Только в 1935 г., зная,  что мать  сильно заболела, Иосиф  приехал  ее навестить. Журналист Борис Дорофеев писал в газете «Правда»; «Мы пришли в гости к матери Иосифа Виссарионовича Сталина. Три дня назад — 17 октября — здесь был Сталин, сын. 75-летняя мать Кеке приветлива, бодра. Она рассказывает нам о незабываемых минутах.

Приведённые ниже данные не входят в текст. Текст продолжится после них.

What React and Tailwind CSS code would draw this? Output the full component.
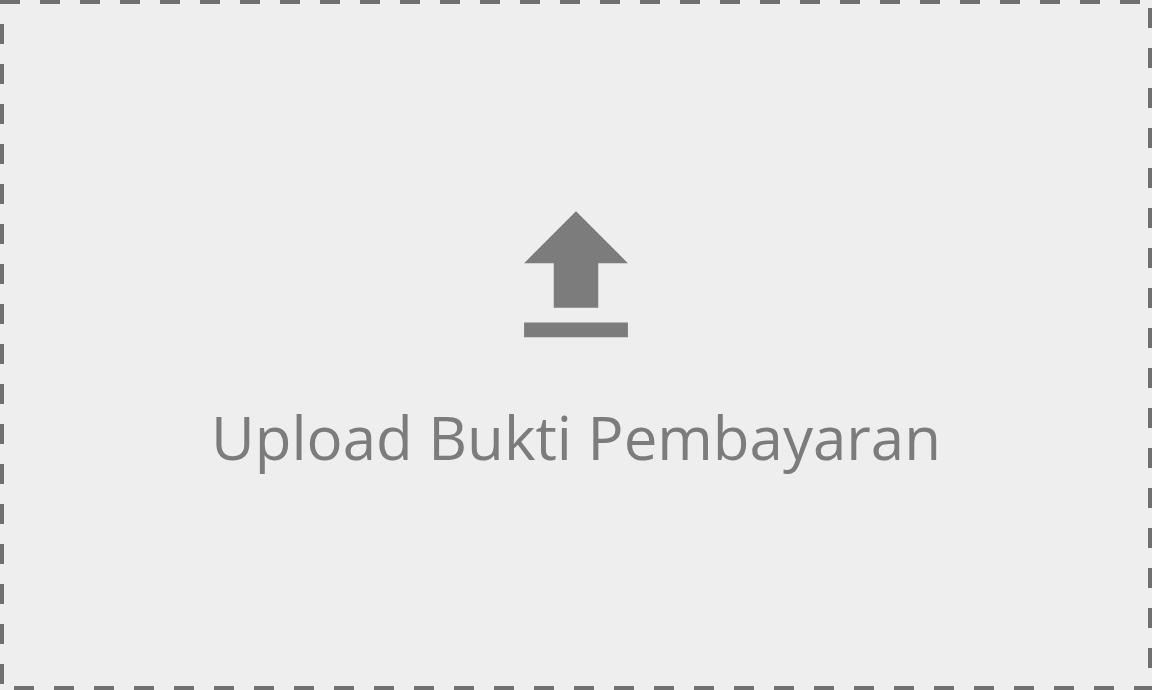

— Радость? — говорит она. — Какую радость испытала я, вы спрашиваете? Весь мир радуется, глядя на моего сына и нашу страну. Что же должна испытать я — мать? Мы садимся в просторной светлой комнате, посередине которой — круглый стол, покрытый белой скатертью. Букет цветов. Диван, кровать, стулья, над кроватью — портрет сына. Вот он с Лениным, вот молодой, в кабинете...

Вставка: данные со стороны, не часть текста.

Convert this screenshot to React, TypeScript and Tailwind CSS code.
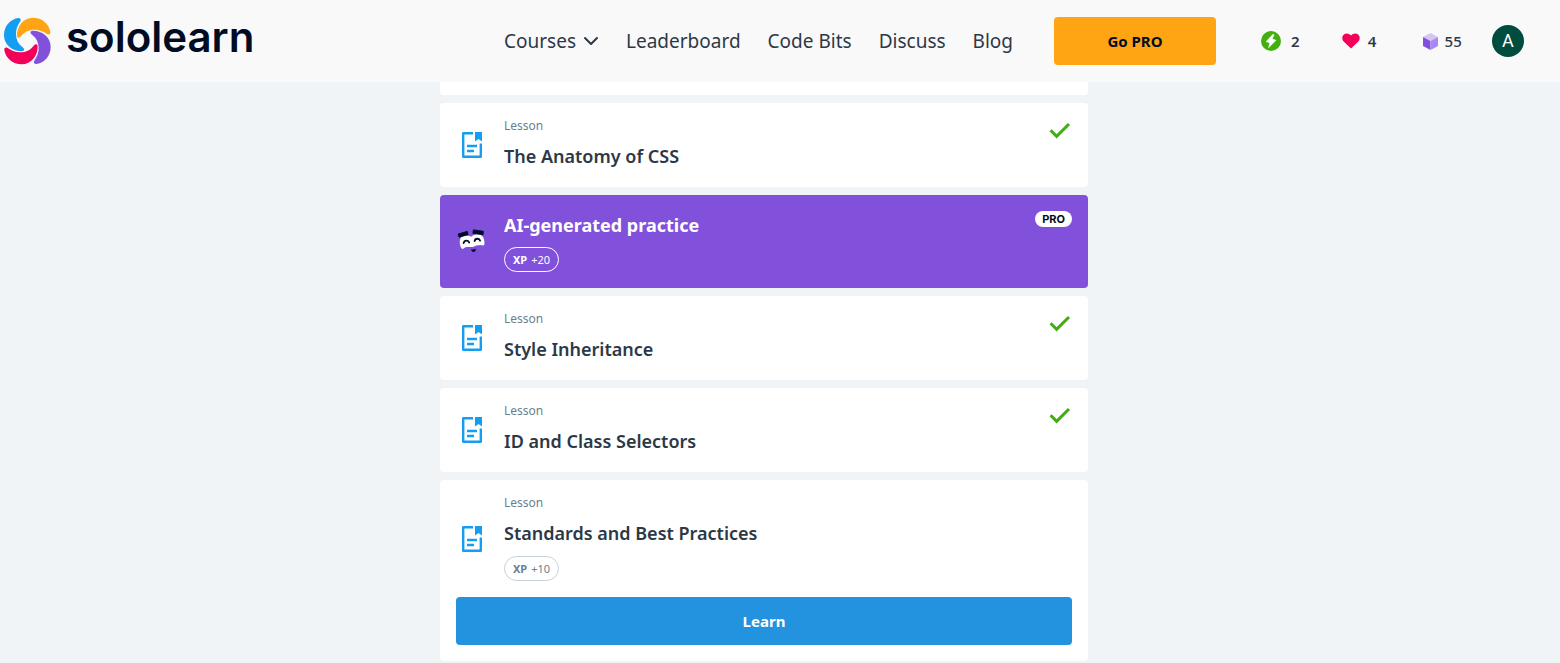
import { ChevronDown } from 'lucide-react';

function Logo() {
  const petal =
    'M54 24 C29 29 12 49 12 76 C12 105 38 125 67 124 C74 123 74 117 68 112 C42 93 43 58 61 34 C64 28 61 23 54 24 Z';
  return (
    <svg viewBox="9 21 147 144" className="h-12 w-[49px] shrink-0" aria-hidden="true">
      <path d={petal} fill="#149ef2" />
      <path d={petal} fill="#ffa413" transform="rotate(90 82 93)" />
      <path d={petal} fill="#8251db" transform="rotate(180 82 93)" />
      <path d={petal} fill="#f40058" transform="rotate(270 82 93)" />
    </svg>
  );
}

function LessonIcon() {
  return (
    <svg viewBox="0 0 32 32" className="size-8 shrink-0" aria-hidden="true">
      <path d="M17 4.200H7.200v23.600h17.600V14.500" fill="none" stroke="#149ef2" strokeWidth="2.400" strokeLinejoin="round" />
      <path d="M19 3h7v9.500l-3.500-2.500-3.500 2.500z" fill="#149ef2" />
      <path d="M11 17h10M11 22h7" stroke="#149ef2" strokeWidth="2.400" />
    </svg>
  );
}

function PracticeIcon() {
  return (
    <svg viewBox="0 0 32 32" className="size-8 shrink-0" aria-hidden="true">
      <path
        d="M3.800 17.500C3.200 12.500 6 9.600 9.800 9.600c2.600 0 4.200.6 5.500 1.200C16.800 9.300 19 8.200 21.600 8.200c4.600 0 7.400 4 6.800 10-.6 2-2.400 1-4 .9-3 0-4.800 1-7 1.600-3.200.7-5.700-.4-8.400.7-1.200.7-1.600 1.500-2.600 1.500-1.300-.5-2.300-3-2.600-5.400z"
        fill="#fff"
      />
      <path d="M7.600 17c.6-2.800 4.800-3.200 5.600-.4M18.600 15c.6-2.900 4.800-3 5.500-.3" fill="none" stroke="#000b24" strokeWidth="1.800" strokeLinecap="round" />
      <path d="M2 8l9.300-2.700.9 3.400L3 11.200zM17.400 3.800l10 1.500-.3 3.500-10.300-1.500z" fill="#000b24" stroke="#000b24" strokeWidth=".8" strokeLinejoin="round" />
      <path d="M15 23.200c1.600.4 3.400.2 4.900-.5-.1 2-1 3.400-2.300 3.300-1.300 0-2.400-1.200-2.600-2.800z" fill="#000b24" />
    </svg>
  );
}

function Check() {
  return (
    <svg viewBox="0 0 24 24" className="size-6 shrink-0" role="img" aria-label="Completed">
      <path d="M2.600 11.300l6 6L21 5" fill="none" stroke="#3fae0e" strokeWidth="3" />
    </svg>
  );
}

function Streak() {
  return (
    <svg viewBox="0 0 20 20" className="size-5" aria-hidden="true">
      <circle cx="10" cy="10" r="10" fill="#43af0f" />
      <path d="M11.800 3.400L5.200 10.600l3.700 1.300L7.600 16.700l7.400-7.400-3.900-1.300 2-4.200z" fill="#fff" stroke="#fff" strokeWidth=".6" strokeLinejoin="round" />
    </svg>
  );
}

function Heart() {
  return (
    <svg viewBox="0 0 18 16" className="h-4 w-[18px]" aria-hidden="true">
      <path d="M9 15.600L1.900 8.700C-.4 6.400-.1 3 1.900 1.400 4.100-.3 7.100.2 9 2.400 10.900.2 13.900-.3 16.100 1.400c2 1.600 2.300 5 0 7.300z" fill="#f40058" />
    </svg>
  );
}

function Cube() {
  return (
    <svg viewBox="0 0 15 17" className="h-[17px] w-[15px]" aria-hidden="true">
      <path d="M7.500 0L15 4 7.500 8 0 4z" fill="#d4c5f5" />
      <path d="M0 4l7.500 4v9L0 13z" fill="#8251db" />
      <path d="M15 4L7.500 8v9l7.500-4z" fill="#aa87f3" />
    </svg>
  );
}

function Xp({ amount, light = false }: { amount: number; light?: boolean }) {
  return (
    <span
      className={`mt-2 flex h-[25px] w-fit items-center gap-1 rounded-full border px-2 text-[11px] leading-4 ${
        light ? 'border-white text-white' : 'border-[#c8d2db] text-[#6b7f90]'
      }`}
    >
      <b className="text-[11px] font-bold">XP</b>+{amount}
    </span>
  );
}

function Lesson({ title, done = false, xp }: { title: string; done?: boolean; xp?: number }) {
  return (
    <li className="rounded bg-white p-4">
      <div className="flex gap-4">
        <div className="flex items-center">
          <LessonIcon />
        </div>
        <div className="flex-1">
          <p className="text-xs leading-[14px] text-[#6b7f90]">Lesson</p>
          <h2 className="mt-2 text-lg leading-[30px] font-semibold">{title}</h2>
          {xp !== undefined && <Xp amount={xp} />}
        </div>
        {done && <Check />}
      </div>
      {xp !== undefined && (
        <button type="button" className="mt-4 h-12 w-full rounded bg-[#2493df] text-[15px] font-bold text-white">
          Learn
        </button>
      )}
    </li>
  );
}

export default function App() {
  return (
    <div className="min-h-screen bg-[#f0f4f7] font-['Noto_Sans',sans-serif] text-[#2d3846]">
      <header className="sticky top-0 z-10 flex h-[82px] items-center bg-[#f9f9f9] pr-9 pl-[3px]">
        <div className="flex-1">
          <a href="#home" className="flex w-fit items-start gap-[14px] font-['Inter',sans-serif] text-[42px] leading-10 font-semibold text-[#000b24]">
            <Logo />
            sololearn
          </a>
        </div>
        <nav className="flex w-[550px] items-center gap-[27px] text-[19px] leading-7">
          <button type="button" className="-mr-1 flex items-center gap-[3px]">
            Courses
            <ChevronDown className="size-6" strokeWidth={2} aria-hidden="true" />
          </button>
          <a href="#leaderboard">Leaderboard</a>
          <a href="#code-bits">Code Bits</a>
          <a href="#discuss">Discuss</a>
          <a href="#blog">Blog</a>
        </nav>
        <div className="flex w-[470px] items-center justify-between text-[15px] font-medium">
          <button type="button" className="h-12 w-[162px] rounded bg-[#ffa413] font-bold text-[#000b24]">
            Go PRO
          </button>
          <div className="flex w-[263px] items-center justify-between">
            <span className="flex items-center gap-[10px] font-semibold">
              <Streak />2
            </span>
            <span className="ml-3 flex items-center gap-2 font-semibold">
              <Heart />4
            </span>
            <span className="ml-4 flex items-center gap-[7px]">
              <Cube />
              55
            </span>
            <button type="button" aria-label="Account" className="size-8 rounded-full bg-[#004d40] font-['Roboto',sans-serif] text-lg font-normal text-white">
              A
            </button>
          </div>
        </div>
      </header>
      <main className="pr-8">
        <ul className="mx-auto flex max-w-[648px] flex-col gap-2">
          <li className="h-[13px] rounded-b bg-white" />
          <Lesson title="The Anatomy of CSS" done />
          <li className="flex gap-4 rounded bg-[#8251db] p-4 text-white">
            <div className="flex items-center">
              <PracticeIcon />
            </div>
            <div className="flex-1">
              <h2 className="text-lg leading-7 font-bold">AI-generated practice</h2>
              <Xp amount={20} light />
            </div>
            <span className="h-4 rounded-full bg-white px-[7px] font-['Inter',sans-serif] text-[11px] leading-4 font-bold text-[#000b24]">PRO</span>
          </li>
          <Lesson title="Style Inheritance" done />
          <Lesson title="ID and Class Selectors" done />
          <Lesson title="Standards and Best Practices" xp={10} />
        </ul>
      </main>
    </div>
  );
}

— Пришел неожиданно, не предупредив. Открылась дверь — вот эта — и вошел, я вижу — он. Он долго целовал меня и я тоже. — Как нравится тебе наш новый Тифлис? — спросила я. — Он сказал, что хорошо вспомнил о прошлом, как жили тогда. Я работала поденно и воспитывала сына. Трудно было. В маленьком темном домике через крышу протекал дождь, и было сыро. Питались плохо. Но никогда, никогда я не помню, чтобы сын плохо относился ко мне. Всегда забота и любовь. Примерный сын!» (Правда. 1935. 23 окт.). Светлана особо отметила в своих воспоминаниях сказанную бабушкой при этой встрече фразу: «А жаль, что ты так и не стал священником».

• 22 июля 1936 года. Маме - моей - привет! Как твое настроение, почему не пишешь? Я чувствую себя н плохо. Дети, а также Натела - чувствуют себя хорошо. От Натели - особо большой привет и поцелуй. Живи много лет. Целую. Твой сын Сосо.
• 9 октября (1936 года). Здравствуй, мама - моя! Жить тебе десять тысяч лет! Мой привет всем старым друзьям-товарищам. Целую. Твой Сосо.
• 10 марта 1937 года. Маме - моей привет! Как живет, как чувствует себя мама - моя? Передают, что ты здорова и бодра. Правда, это? Если это правда, то я бесконечно рад этому. Наш род, видимо, крепкий род. Я здоров. Мои дети тоже чувствуют себя хорошо. Желаю здоровья, живи долгие годы, мама - моя. Твой Сосо.
• Май 1937.Маме - моей - привет! Присылаю тебе шаль, жакетку и лекарства. Лекарства сперва покажи врачу, а потом прими их, потому, что дозировку лекарства должен определять врач. Живи тысячу лет, мама - моя! Я здоров. Твой сын Сосо. Дети кланяются тебе.

Это последнее письмо Сталина матери. Екатерина Георгиевна заболела 13 мая и скончалась 4 июня 1937 г. Сохранилась собственноручная записка Иосифа Виссарионовича на русском и грузинском языках - текст для ленты к венку: «Дорогой и любимой матери от сына Иосифа Джугашвили (от Сталина)». Сталин на похоронах матери не присутствовал.